**SHORT PROBLEM**
Report how many lines contain "styles"; state the number and nothing else.

===== DATA FOR PROCESSING =====

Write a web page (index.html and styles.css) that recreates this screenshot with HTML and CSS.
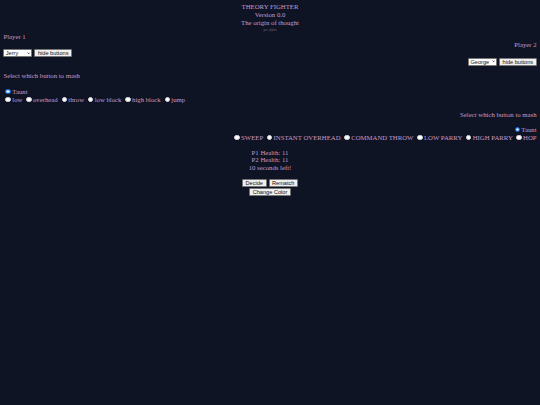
FILE: index.html
```html
<!DOCTYPE html>
<html>
<head>
<meta charset="utf-8">
<link rel="stylesheet" href="styles.css">
</head>
<body>
<div class="title">
  <div>THEORY FIGHTER</div>
  <div>Version 0.0</div>
  <div>The origin of thought</div>
  <div class="tiny">pre-alpha</div>
</div>
<div class="players">
  <div class="p1">
    <div class="line">Player 1</div>
    <div class="controls">
      <span class="sel"><select class="pick"><option>Jerry</option><option>George</option></select><svg class="chev" viewBox="0 0 6 4"><path d="M1 1 L3 3 L5 1" fill="none" stroke="#111" stroke-width="1.2"/></svg></span>
      <button class="btn">hide buttons</button>
    </div>
    <div class="line mash-label">Select which button to mash</div>
    <div class="radio-line taunt"><input type="radio" name="p1" checked>Taunt</div>
    <div class="radio-line"><input type="radio" name="p1">low <input type="radio" name="p1">overhead <input type="radio" name="p1">throw <input type="radio" name="p1">low block <input type="radio" name="p1">high block <input type="radio" name="p1">jump</div>
  </div>
  <div class="p2">
    <div class="line">Player 2</div>
    <div class="controls p2-controls">
      <span class="sel"><select class="pick"><option>George</option><option>Jerry</option></select><svg class="chev" viewBox="0 0 6 4"><path d="M1 1 L3 3 L5 1" fill="none" stroke="#111" stroke-width="1.2"/></svg></span>
      <button class="btn">hide buttons</button>
    </div>
  </div>
</div>
<div class="p2-mash">
  <div class="line">Select which button to mash</div>
  <div class="radio-line taunt2"><input type="radio" name="p2" checked>Taunt</div>
  <div class="radio-line"><input type="radio" name="p2">SWEEP <input type="radio" name="p2">INSTANT OVERHEAD <input type="radio" name="p2">COMMAND THROW <input type="radio" name="p2">LOW PARRY <input type="radio" name="p2">HIGH PARRY <input type="radio" name="p2">HOP</div>
</div>
<div class="status">
  <div class="line">P1 Health: 11</div>
  <div class="line">P2 Health: 11</div>
  <div class="line">10 seconds left!</div>
  <div class="actions">
    <div class="btn-row"><button class="btn">Decide</button> <button class="btn">Rematch</button></div>
    <div class="btn-row"><button class="btn">Change Color</button></div>
  </div>
</div>
</body>
</html>
```
FILE: styles.css
```css
html {
  background: #0e1424;
}
body {
  margin: 3.4px;
  background: #0e1424;
  color: #c99ac9;
  font-family: "Liberation Serif", "Times New Roman", serif;
  font-size: 6.75px;
  line-height: 7.8px;
}
.title {
  text-align: center;
}
.tiny {
  font-size: 3.4px;
  line-height: 6.3px;
  color: #6e5e7c;
}
.players {
  display: flex;
  justify-content: space-between;
  align-items: flex-start;
}
.p2 {
  margin-top: 7.8px;
  text-align: right;
}
.controls {
  margin-top: 7.6px;
  height: 9px;
  display: flex;
  align-items: center;
  gap: 2px;
}
.p2-controls {
  margin-top: 8.6px;
  justify-content: flex-end;
}
.sel {
  position: relative;
  display: inline-block;
  height: 8px;
}
.pick {
  appearance: none;
  -webkit-appearance: none;
  width: 29px;
  height: 8px;
  margin: 0;
  padding: 0 0 0 1.4px;
  border: 0.5px solid #767676;
  border-radius: 1px;
  background: #ffffff;
  color: #111;
  font-family: "Liberation Sans", Arial, sans-serif;
  font-size: 5.62px;
  line-height: 7px;
  display: block;
}
.chev {
  position: absolute;
  right: 2px;
  top: 2.6px;
  width: 3.4px;
  height: 2.4px;
}
.btn {
  height: 8.2px;
  margin: 0;
  padding: 0 2.5px;
  border: 0.5px solid #767676;
  border-radius: 1px;
  background: #efefef;
  color: #111;
  font-family: "Liberation Sans", Arial, sans-serif;
  font-size: 5.62px;
  line-height: 7px;
}
.mash-label {
  margin-top: 14.6px;
}
.radio-line {
  height: 8px;
  line-height: 8px;
}
.radio-line input {
  appearance: none;
  -webkit-appearance: none;
  box-sizing: border-box;
  width: 5.5px;
  height: 5.5px;
  margin: 0 1.3px 0 2.1px;
  vertical-align: -0.6px;
  border-radius: 50%;
  background: #ffffff;
  border: 0.4px solid #d8d8de;
}
.radio-line input:checked {
  background: #ffffff;
  border: 1.4px solid #1a7cf0;
  box-shadow: inset 0 0 0 0.6px #ffffff;
  background: radial-gradient(circle, #ffffff 0 30%, #1a7cf0 31%);
}
.taunt {
  margin-top: 8px;
}
.p2-mash {
  text-align: right;
  margin-top: 7px;
}
.taunt2 {
  margin-top: 7px;
}
.status {
  text-align: center;
  margin-top: 7px;
}
.actions {
  margin-top: 7px;
  display: flex;
  flex-direction: column;
  align-items: center;
  gap: 0.8px;
}
.btn-row {
  display: flex;
  gap: 2px;
}
```
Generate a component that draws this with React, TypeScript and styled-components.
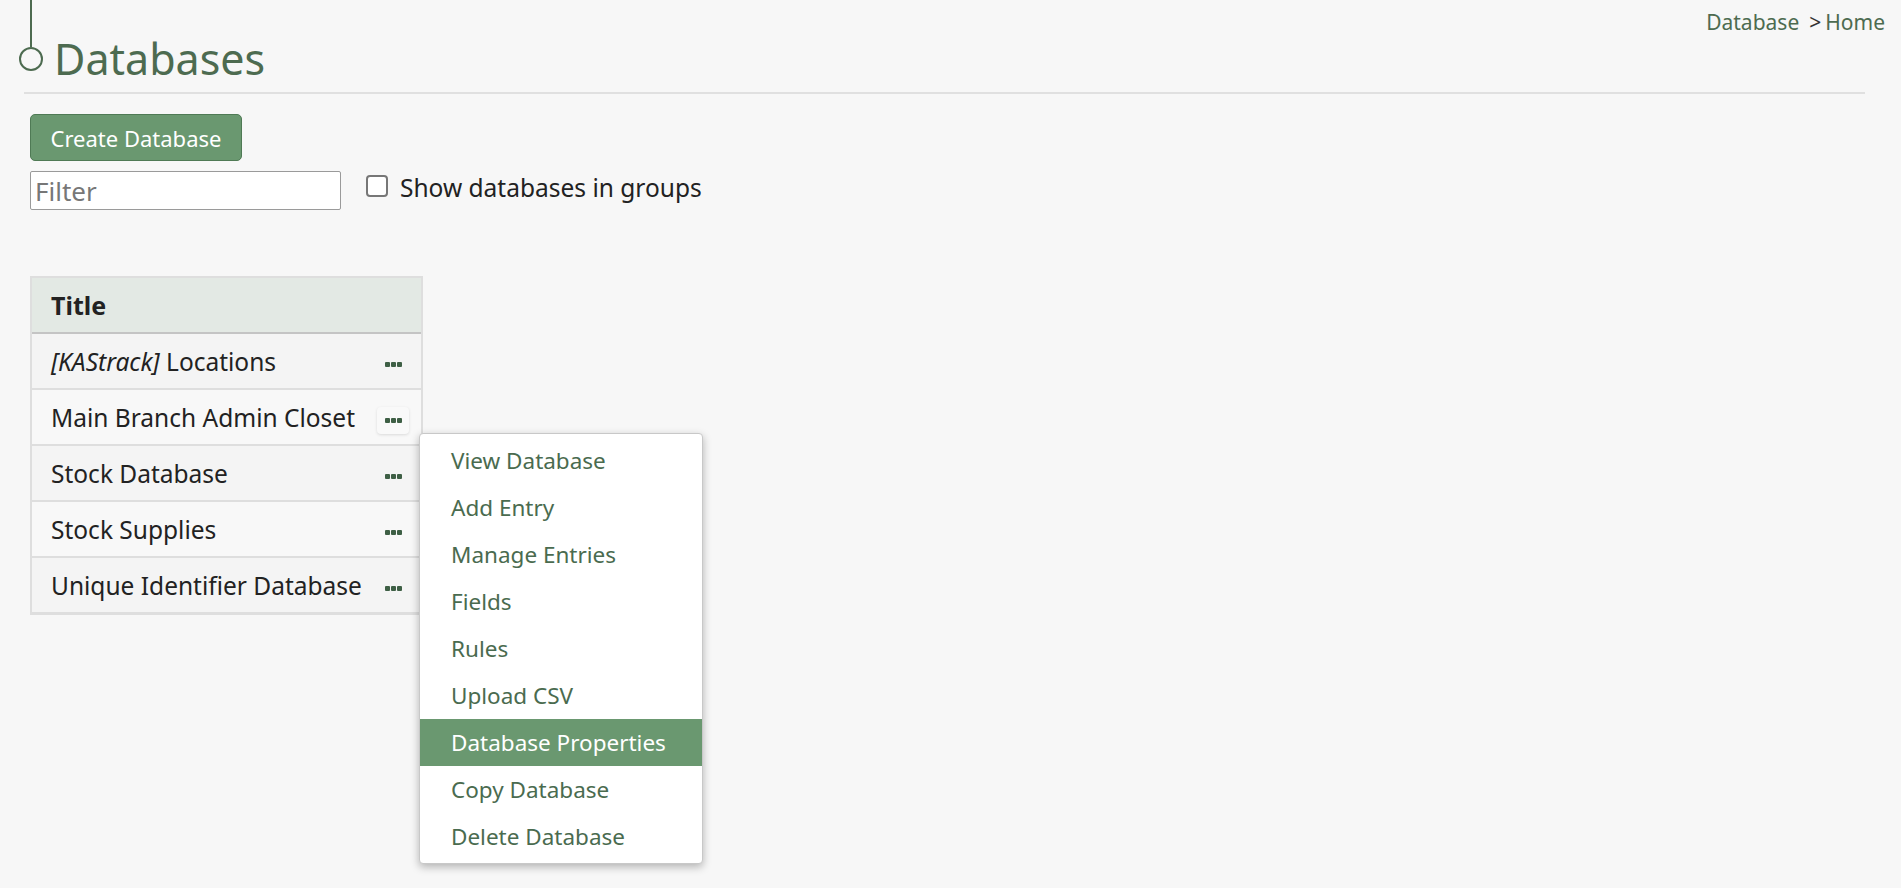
import React from 'react';
import styled, { createGlobalStyle } from 'styled-components';

const GlobalStyle = createGlobalStyle`
  body {
    margin: 0;
    background: #f7f7f7;
    font-family: "Noto Sans", "Open Sans", sans-serif;
    color: #222;
  }
`;

const Page = styled.div`
  min-height: 100vh;
  box-sizing: border-box;
  padding: 0 16px 40px 18px;
`;

const Header = styled.div`
  display: flex;
  align-items: flex-start;
  justify-content: space-between;
  height: 92px;
`;

const TitleWrap = styled.div`
  display: flex;
  align-items: flex-start;
`;

const Heading = styled.h1`
  margin: 31px 0 0 8px;
  font-size: 43px;
  font-weight: 400;
  line-height: 56px;
  color: #4d6b50;
`;

const Crumbs = styled.div`
  margin-top: 8px;
  font-size: 21px;
  color: #4d6b50;
  span {
    color: #333;
    margin: 0 4px 0 10px;
  }
`;

const Divider = styled.hr`
  margin: 0 20px 0 6px;
  border: none;
  border-top: 2px solid #e0e0e0;
`;

const Content = styled.div`
  padding-left: 12px;
`;

const PrimaryButton = styled.button`
  margin-top: 20px;
  width: 212px;
  height: 47px;
  background: #6a9870;
  border: 1px solid #4f7a55;
  border-radius: 5px;
  color: #fff;
  font-family: inherit;
  font-size: 22px;
  cursor: pointer;
`;

const FilterRow = styled.div`
  display: flex;
  align-items: center;
  gap: 25px;
  margin-top: 10px;
`;

const FilterInput = styled.input`
  width: 311px;
  height: 39px;
  box-sizing: border-box;
  border: 1px solid #9a9a9a;
  border-radius: 2px;
  background: #fff;
  padding: 0 4px;
  font-family: inherit;
  font-size: 26px;
  &::placeholder {
    color: #777;
  }
`;

const CheckLabel = styled.label`
  display: flex;
  align-items: center;
  gap: 12px;
  font-size: 24.5px;
  color: #222;
  margin-top: -6px;
`;

const Box = styled.span`
  width: 18px;
  height: 18px;
  border: 2px solid #777;
  border-radius: 4px;
  background: #fff;
  margin-top: -4px;
`;

const Table = styled.div`
  margin-top: 66px;
  width: 389px;
  border: 2px solid #dedede;
  border-bottom-width: 1px;
`;

const HeadCell = styled.div`
  height: 54px;
  display: flex;
  align-items: center;
  padding-left: 19px;
  background: #e3e9e4;
  border-bottom: 2px solid #c4c4c4;
  font-weight: 700;
  font-size: 25px;
`;

const Row = styled.div<{ $alt?: boolean }>`
  position: relative;
  height: 54px;
  display: flex;
  align-items: center;
  justify-content: space-between;
  padding: 0 12px 0 19px;
  background: ${(p) => (p.$alt ? '#f8f8f8' : '#f4f4f4')};
  border-bottom: 2px solid #dedede;
  font-size: 24.5px;
  white-space: nowrap;
`;

const DotsButton = styled.button<{ $open?: boolean }>`
  display: flex;
  gap: 1px;
  align-items: center;
  justify-content: center;
  flex-shrink: 0;
  width: 32px;
  height: 27px;
  margin-top: 6px;
  padding: 0;
  border: none;
  border-radius: 4px;
  cursor: pointer;
  background: ${(p) => (p.$open ? '#f9f9f9' : 'transparent')};
  box-shadow: ${(p) => (p.$open ? '0 1px 3px rgba(0,0,0,0.12)' : 'none')};
  i {
    width: 5px;
    height: 5px;
    border-radius: 1px;
    background: #3e5f45;
  }
`;

const Menu = styled.ul`
  position: absolute;
  left: 387px;
  top: 43px;
  z-index: 5;
  width: 282px;
  margin: 0;
  padding: 3px 0;
  list-style: none;
  background: #fff;
  border: 1px solid #c8c8c8;
  border-radius: 4px;
  box-shadow: 0 3px 8px rgba(0, 0, 0, 0.28);
`;

const MenuItem = styled.li<{ $active?: boolean }>`
  height: 47px;
  display: flex;
  align-items: center;
  padding-left: 31px;
  font-size: 22.5px;
  color: ${(p) => (p.$active ? '#fff' : '#4a6b4f')};
  background: ${(p) => (p.$active ? '#6a9870' : 'transparent')};
  cursor: pointer;
`;

const Dots = ({ open }: { open?: boolean }) => (
  <DotsButton $open={open}>
    <i />
    <i />
    <i />
  </DotsButton>
);

const menuItems = [
  'View Database',
  'Add Entry',
  'Manage Entries',
  'Fields',
  'Rules',
  'Upload CSV',
  'Database Properties',
  'Copy Database',
  'Delete Database',
];

const rows: { title: React.ReactNode; open?: boolean }[] = [
  { title: <><em>[KAStrack]</em> Locations</> },
  { title: 'Main Branch Admin Closet', open: true },
  { title: 'Stock Database' },
  { title: 'Stock Supplies' },
  { title: 'Unique Identifier Database' },
];

export default function App() {
  return (
    <Page>
      <GlobalStyle />
      <Header>
        <TitleWrap>
          <svg width="28" height="74" viewBox="0 0 28 74">
            <line x1="13" y1="0" x2="13" y2="47" stroke="#4d6b50" strokeWidth="2" />
            <circle cx="13" cy="59" r="11" fill="none" stroke="#4d6b50" strokeWidth="2" />
          </svg>
          <Heading>Databases</Heading>
        </TitleWrap>
        <Crumbs>
          Database<span>&gt;</span>Home
        </Crumbs>
      </Header>
      <Divider />
      <Content>
        <PrimaryButton>Create Database</PrimaryButton>
        <FilterRow>
          <FilterInput placeholder="Filter" />
          <CheckLabel>
            <Box />
            Show databases in groups
          </CheckLabel>
        </FilterRow>
        <Table>
          <HeadCell>Title</HeadCell>
          {rows.map((r, i) => (
            <Row key={i} $alt={i % 2 === 1}>
              <span>{r.title}</span>
              <Dots open={r.open} />
              {r.open && (
                <Menu>
                  {menuItems.map((m) => (
                    <MenuItem key={m} $active={m === 'Database Properties'}>
                      {m}
                    </MenuItem>
                  ))}
                </Menu>
              )}
            </Row>
          ))}
        </Table>
      </Content>
    </Page>
  );
}
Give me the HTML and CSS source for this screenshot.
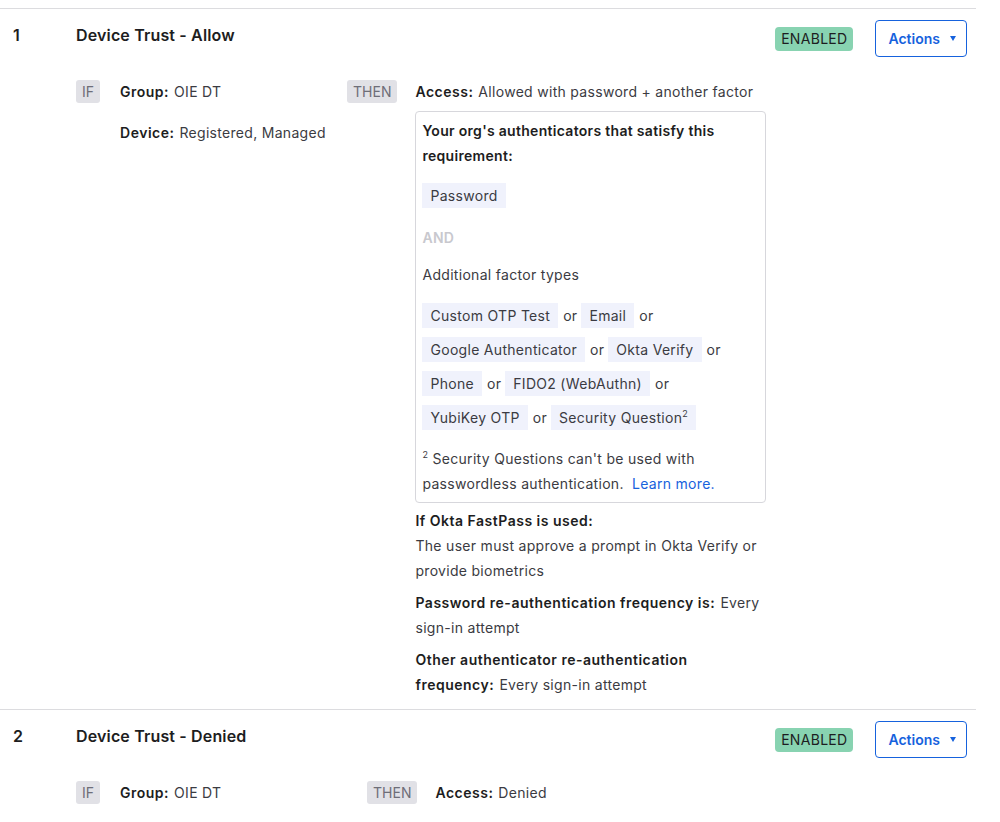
FILE: index.html
```html
<!DOCTYPE html>
<html lang="en">
<head>
  <meta charset="UTF-8" />
  <title>Authentication policy rules</title>
  <link rel="stylesheet" href="styles.css">
</head>
<body>
  <div class="policy-list">

    <!-- Rule 1 -->
    <div class="rule">
      <div class="rule-head">
        <div class="rule-priority">1</div>
        <div class="rule-name">Device Trust - Allow</div>
        <span class="status-badge">ENABLED</span>
        <button class="actions-btn">Actions <span class="caret"></span></button>
      </div>

      <div class="rule-body">
        <span class="tag tag-if">IF</span>
        <div class="conditions">
          <div class="condition"><span class="field-label">Group:</span><span class="field-value">OIE DT</span></div>
          <div class="condition"><span class="field-label">Device:</span><span class="field-value">Registered, Managed</span></div>
        </div>

        <span class="tag tag-then">THEN</span>
        <div class="then-content">
          <div><span class="field-label">Access:</span><span class="field-value">Allowed with password + another factor</span></div>

          <div class="auth-box">
            <div class="box-title">Your org's authenticators that satisfy this requirement:</div>
            <div class="required-factor"><span class="chip">Password</span></div>
            <div class="and-label">AND</div>
            <div class="factor-title">Additional factor types</div>
            <div class="factor-list">
              <span class="factor"><span class="chip">Custom OTP Test</span><span class="factor-or">or</span></span>
              <span class="factor"><span class="chip">Email</span><span class="factor-or">or</span></span>
              <span class="factor"><span class="chip">Google Authenticator</span><span class="factor-or">or</span></span>
              <span class="factor"><span class="chip">Okta Verify</span><span class="factor-or">or</span></span>
              <span class="factor"><span class="chip">Phone</span><span class="factor-or">or</span></span>
              <span class="factor"><span class="chip">FIDO2 (WebAuthn)</span><span class="factor-or">or</span></span>
              <span class="factor"><span class="chip">YubiKey OTP</span><span class="factor-or">or</span></span>
              <span class="factor"><span class="chip">Security Question<sup>2</sup></span></span>
            </div>
            <div class="footnote"><sup>2</sup> Security Questions can't be used with passwordless authentication. <a class="learn-more" href="#">Learn more.</a></div>
          </div>

          <div class="fastpass">
            <div class="field-label">If Okta FastPass is used:</div>
            <div class="field-value">The user must approve a prompt in Okta Verify or provide biometrics</div>
          </div>
          <div class="reauth"><span class="field-label">Password re-authentication frequency is:</span> <span class="field-value">Every sign-in attempt</span></div>
          <div class="reauth"><span class="field-label">Other authenticator re-authentication frequency:</span> <span class="field-value">Every sign-in attempt</span></div>
        </div>
      </div>
    </div>

    <!-- Rule 2 -->
    <div class="rule rule-denied">
      <div class="rule-head">
        <div class="rule-priority">2</div>
        <div class="rule-name">Device Trust - Denied</div>
        <span class="status-badge">ENABLED</span>
        <button class="actions-btn">Actions <span class="caret"></span></button>
      </div>

      <div class="rule-body">
        <span class="tag tag-if">IF</span>
        <div class="conditions">
          <div class="condition"><span class="field-label">Group:</span><span class="field-value">OIE DT</span></div>
        </div>

        <span class="tag tag-then">THEN</span>
        <div class="then-content">
          <div><span class="field-label">Access:</span><span class="field-value">Denied</span></div>
        </div>
      </div>
    </div>

  </div>
</body>
</html>
```

FILE: styles.css
```css
* {
  box-sizing: border-box;
}

body {
  margin: 0;
  background: #fff;
  font-family: Inter, "Noto Sans", sans-serif;
  font-size: 14px;
  line-height: 25px;
  letter-spacing: 0.3px;
  color: #1d1d21;
}

.policy-list {
  width: 976px;
  padding-top: 8px;
}

.rule {
  border-top: 1px solid #dcdcdf;
  padding-bottom: 12px;
}

/* header line: priority, name, status, actions */
.rule-head {
  display: flex;
  align-items: flex-start;
  padding: 11px 9px 0 13px;
}

.rule-priority,
.rule-name {
  margin-top: 3px;
  font-size: 16px;
  font-weight: 600;
  line-height: 24px;
  letter-spacing: 0.15px;
}

.rule-priority {
  width: 63px;
}

.rule-name {
  flex: 1;
}

.status-badge {
  margin: 7px 22px 0 0;
  height: 24px;
  padding: 0 6px;
  line-height: 24px;
  border-radius: 4px;
  background-color: #88d3b1;
  color: #1d1d21;
}

.actions-btn {
  display: flex;
  align-items: center;
  gap: 10px;
  height: 37px;
  padding: 0 10px 0 12px;
  border: 1px solid #1662dd;
  border-radius: 4px;
  background: #fff;
  color: #1662dd;
  font-family: inherit;
  font-size: 14px;
  font-weight: 600;
  letter-spacing: 0;
  cursor: pointer;
}

.caret {
  width: 0;
  height: 0;
  border-left: 3px solid transparent;
  border-right: 3px solid transparent;
  border-top: 5px solid #1662dd;
}

/* IF / THEN body */
.rule-body {
  display: flex;
  align-items: flex-start;
  margin-top: 22px;
  padding-left: 76px;
}

.tag {
  margin-top: 1px;
  height: 23px;
  padding: 0 6px;
  line-height: 23px;
  letter-spacing: 0;
  border-radius: 3px;
  background-color: #e1e1e6;
  color: #6e6e78;
}

.tag-if {
  margin-right: 20px;
}

.tag-then {
  margin-right: 18px;
}

.conditions {
  width: 227px;
}

.rule-denied .conditions {
  width: 247px;
}

.condition + .condition {
  margin-top: 16px;
}

.field-label {
  font-weight: 600;
  letter-spacing: 0.5px;
  color: #1d1d21;
  margin-right: 5px;
}

.reauth .field-label {
  margin-right: 1px;
}

.field-value {
  color: #3b3b42;
}

.then-content {
  width: 351px;
}

/* authenticator box */
.auth-box {
  margin-top: 7px;
  padding: 6px;
  border: 1px solid #d7d7dc;
  border-radius: 4px;
  color: #3b3b42;
}

.box-title {
  font-weight: 600;
  color: #1d1d21;
}

.required-factor {
  margin-top: 15px;
}

.chip {
  display: inline-block;
  height: 25px;
  padding: 0 8px;
  line-height: 25px;
  background-color: #f0f2fc;
  color: #3b3b42;
}

sup {
  font-size: 9px;
  line-height: 0;
  vertical-align: 6px;
}

.and-label {
  margin-top: 17px;
  font-weight: 600;
  color: #c8c8ce;
}

.factor-title {
  margin-top: 12px;
}

.factor-list {
  display: flex;
  flex-wrap: wrap;
  row-gap: 9px;
  column-gap: 4px;
  margin-top: 16px;
}

.factor {
  display: flex;
  align-items: center;
  white-space: nowrap;
}

.factor-or {
  margin-left: 5px;
}

.footnote {
  margin-top: 16px;
}

.learn-more {
  margin-left: 4px;
  color: #1662dd;
  text-decoration: none;
}

.fastpass {
  margin-top: 5px;
}

.reauth {
  margin-top: 7px;
}
```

=====

**COMPLETED TASK**
5